■ **THE PROBLEM**
From the entries below, pull out each line where "this" appears.

■ **SUPPLIED DATA**
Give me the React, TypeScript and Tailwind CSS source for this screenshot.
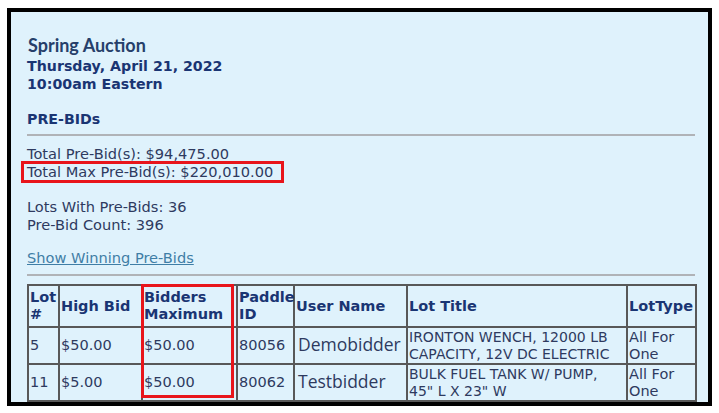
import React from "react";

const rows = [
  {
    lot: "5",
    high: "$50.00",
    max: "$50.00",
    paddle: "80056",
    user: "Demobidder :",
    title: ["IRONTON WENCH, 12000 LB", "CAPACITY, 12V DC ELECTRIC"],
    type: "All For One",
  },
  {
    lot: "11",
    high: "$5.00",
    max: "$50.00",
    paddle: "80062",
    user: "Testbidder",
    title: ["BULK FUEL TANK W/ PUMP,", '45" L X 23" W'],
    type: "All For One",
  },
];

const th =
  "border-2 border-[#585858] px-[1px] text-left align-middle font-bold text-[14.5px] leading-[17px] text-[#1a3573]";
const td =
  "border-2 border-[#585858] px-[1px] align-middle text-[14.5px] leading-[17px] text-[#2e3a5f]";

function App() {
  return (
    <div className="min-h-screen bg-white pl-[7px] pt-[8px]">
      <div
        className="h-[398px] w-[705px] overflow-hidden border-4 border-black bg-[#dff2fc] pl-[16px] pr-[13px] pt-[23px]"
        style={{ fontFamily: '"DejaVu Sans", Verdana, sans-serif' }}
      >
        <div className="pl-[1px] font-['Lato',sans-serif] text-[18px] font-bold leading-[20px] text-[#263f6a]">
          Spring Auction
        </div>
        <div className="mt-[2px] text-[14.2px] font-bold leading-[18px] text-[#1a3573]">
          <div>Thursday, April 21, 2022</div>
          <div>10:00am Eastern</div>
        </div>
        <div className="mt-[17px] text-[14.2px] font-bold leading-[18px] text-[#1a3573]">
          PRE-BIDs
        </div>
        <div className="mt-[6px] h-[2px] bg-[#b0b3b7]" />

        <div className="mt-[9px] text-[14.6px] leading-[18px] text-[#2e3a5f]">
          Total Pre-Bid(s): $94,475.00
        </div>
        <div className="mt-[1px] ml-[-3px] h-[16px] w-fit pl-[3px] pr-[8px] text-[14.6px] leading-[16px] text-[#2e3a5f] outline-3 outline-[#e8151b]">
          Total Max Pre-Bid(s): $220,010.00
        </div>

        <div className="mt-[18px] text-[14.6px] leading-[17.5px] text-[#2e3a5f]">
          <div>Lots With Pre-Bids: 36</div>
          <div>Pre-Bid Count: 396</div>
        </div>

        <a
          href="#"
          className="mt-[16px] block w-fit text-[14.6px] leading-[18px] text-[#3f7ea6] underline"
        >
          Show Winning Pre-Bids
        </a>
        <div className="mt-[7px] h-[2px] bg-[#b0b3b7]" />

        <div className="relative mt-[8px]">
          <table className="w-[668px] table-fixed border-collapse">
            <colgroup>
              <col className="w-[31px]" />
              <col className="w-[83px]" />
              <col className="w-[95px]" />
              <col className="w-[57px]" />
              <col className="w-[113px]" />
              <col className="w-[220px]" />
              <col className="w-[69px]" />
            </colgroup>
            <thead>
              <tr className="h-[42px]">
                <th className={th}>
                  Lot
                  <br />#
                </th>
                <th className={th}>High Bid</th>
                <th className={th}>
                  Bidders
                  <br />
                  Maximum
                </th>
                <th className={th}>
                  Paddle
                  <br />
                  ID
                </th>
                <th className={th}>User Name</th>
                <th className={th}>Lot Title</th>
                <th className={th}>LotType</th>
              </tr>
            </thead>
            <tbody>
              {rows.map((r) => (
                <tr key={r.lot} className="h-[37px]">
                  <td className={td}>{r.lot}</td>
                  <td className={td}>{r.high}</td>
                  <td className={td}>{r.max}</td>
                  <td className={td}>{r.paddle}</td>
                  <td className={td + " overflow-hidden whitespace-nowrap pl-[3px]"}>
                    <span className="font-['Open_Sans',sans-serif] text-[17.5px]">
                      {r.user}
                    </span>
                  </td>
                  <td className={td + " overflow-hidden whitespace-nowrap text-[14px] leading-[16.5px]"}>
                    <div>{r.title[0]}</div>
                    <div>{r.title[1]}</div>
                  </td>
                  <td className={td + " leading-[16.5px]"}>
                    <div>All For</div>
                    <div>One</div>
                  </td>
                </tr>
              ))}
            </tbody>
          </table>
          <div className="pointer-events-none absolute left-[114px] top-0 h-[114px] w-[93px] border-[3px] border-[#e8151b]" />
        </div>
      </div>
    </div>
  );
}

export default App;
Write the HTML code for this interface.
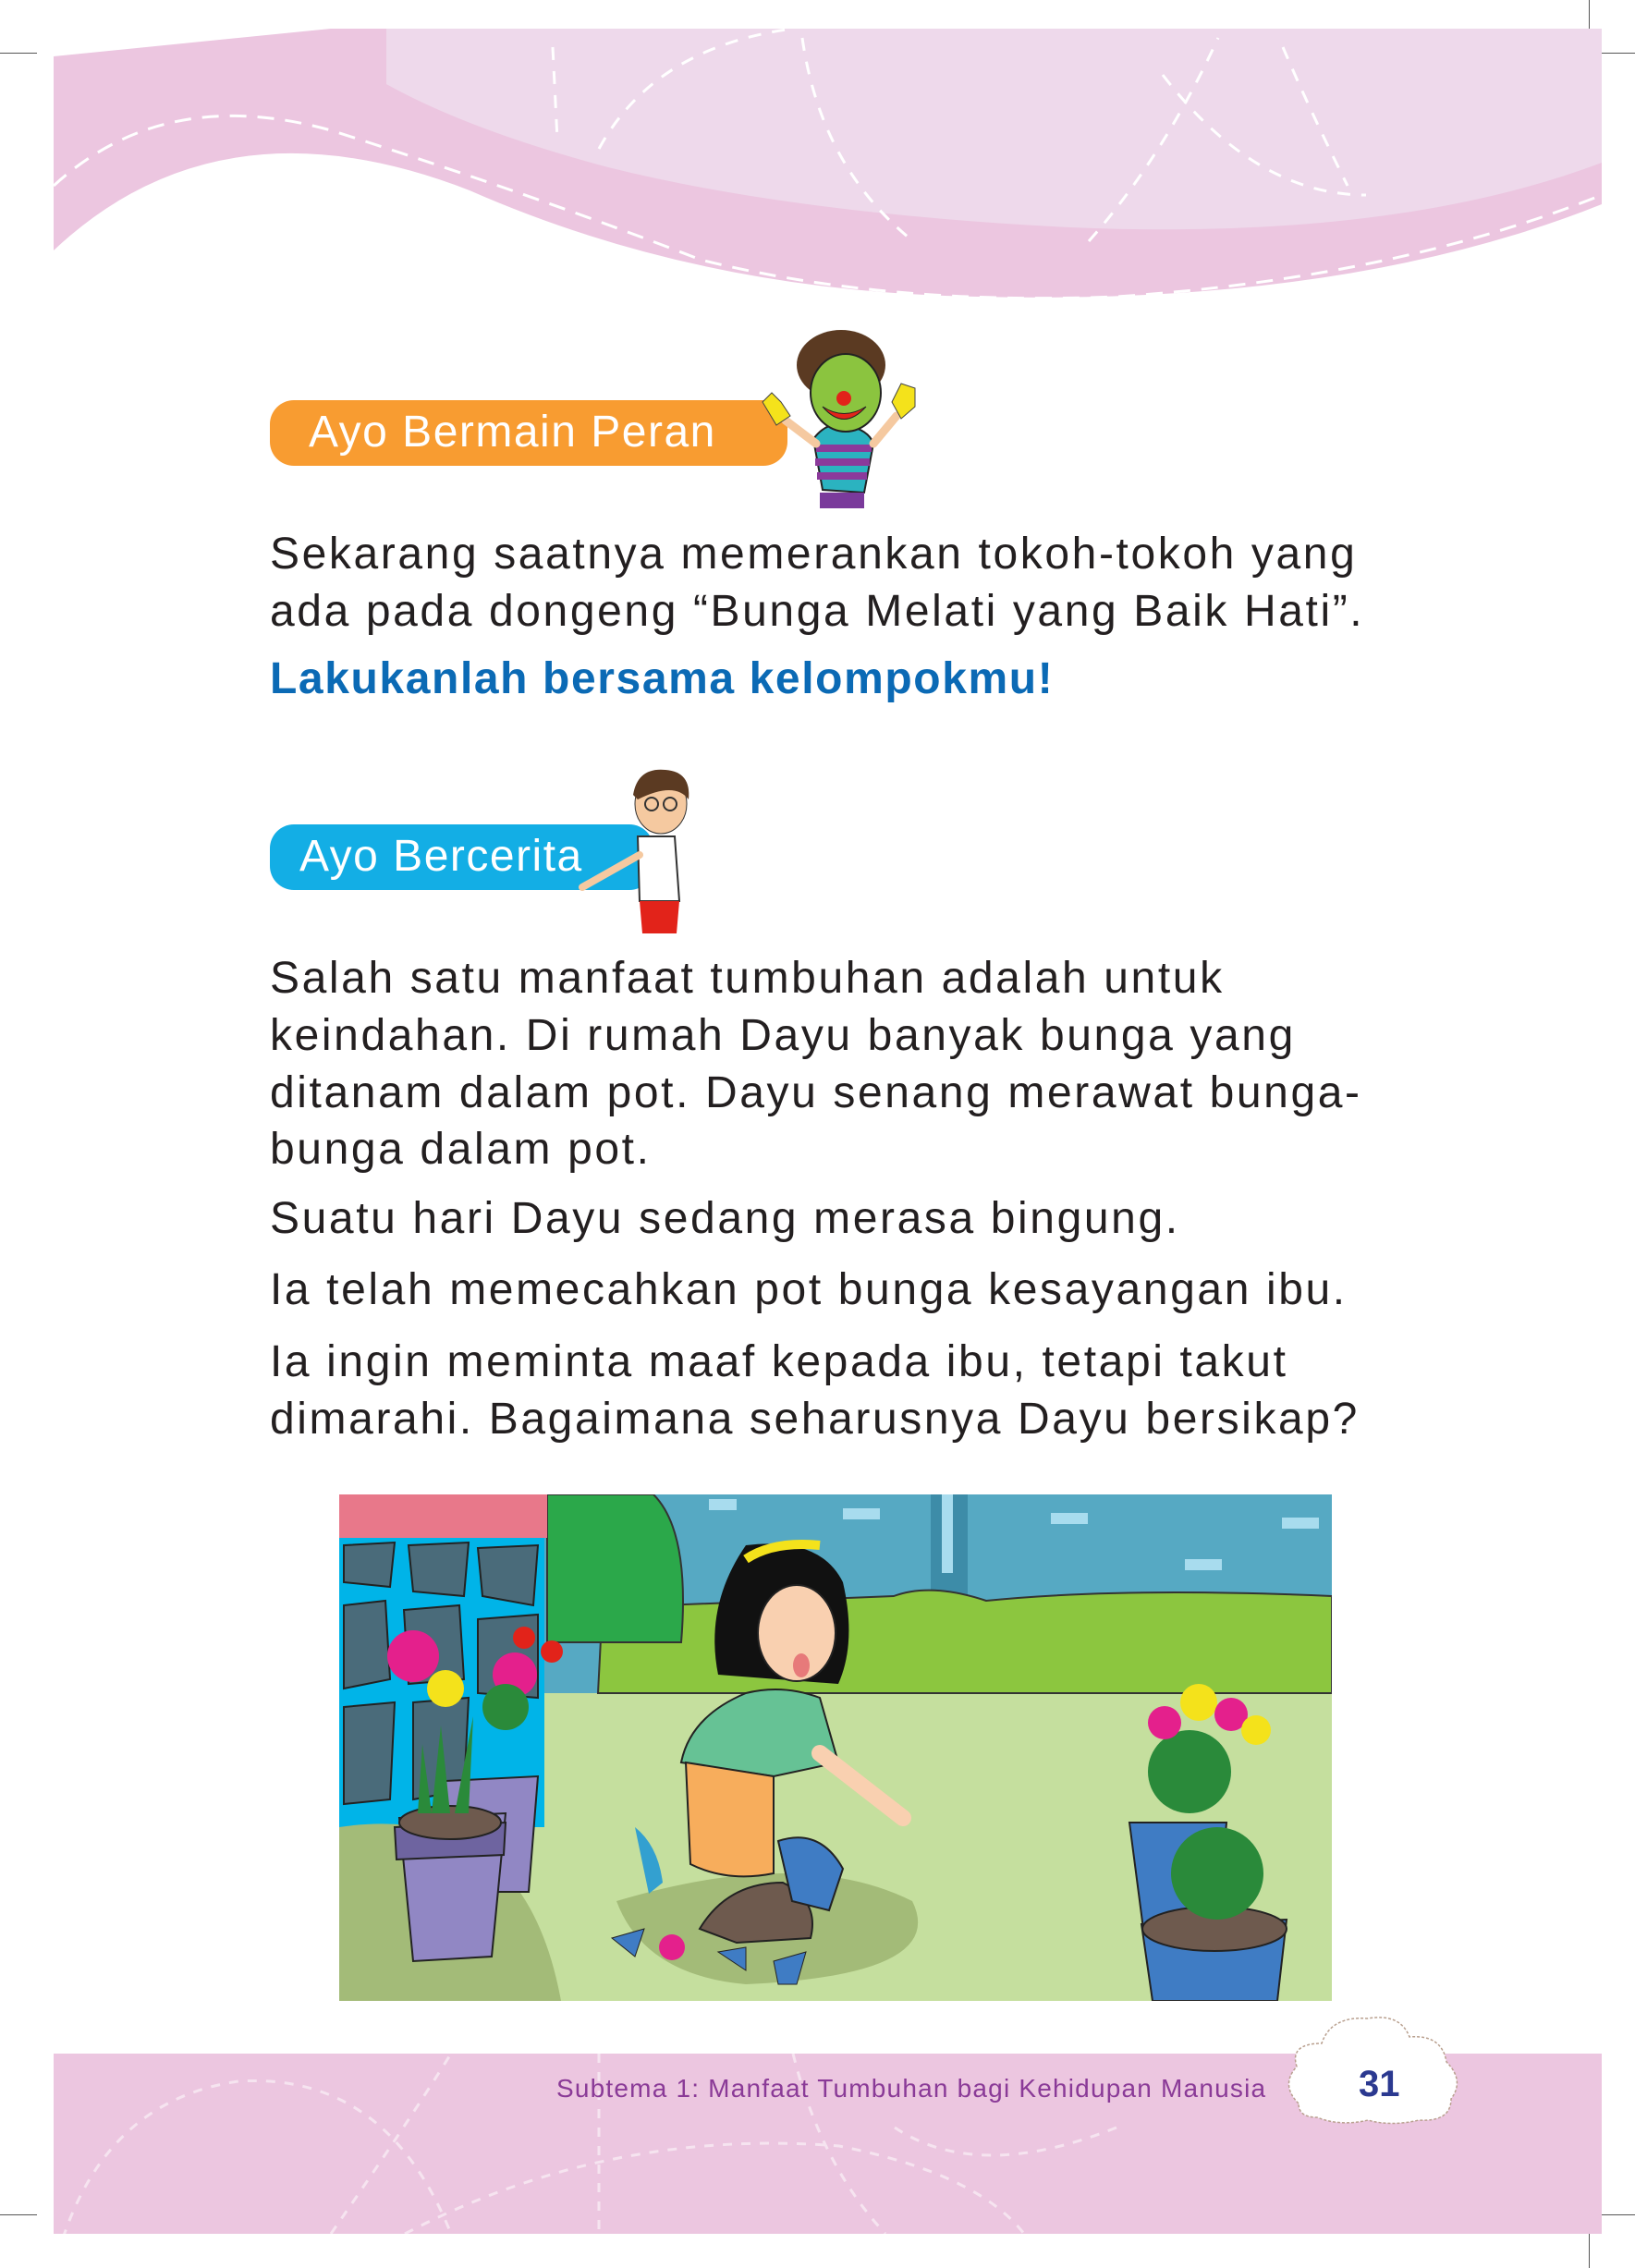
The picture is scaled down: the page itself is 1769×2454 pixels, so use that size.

■ **THE RESPONSE**
Give me the React, TypeScript and Tailwind CSS source for this screenshot.
Write the HTML code for this interface.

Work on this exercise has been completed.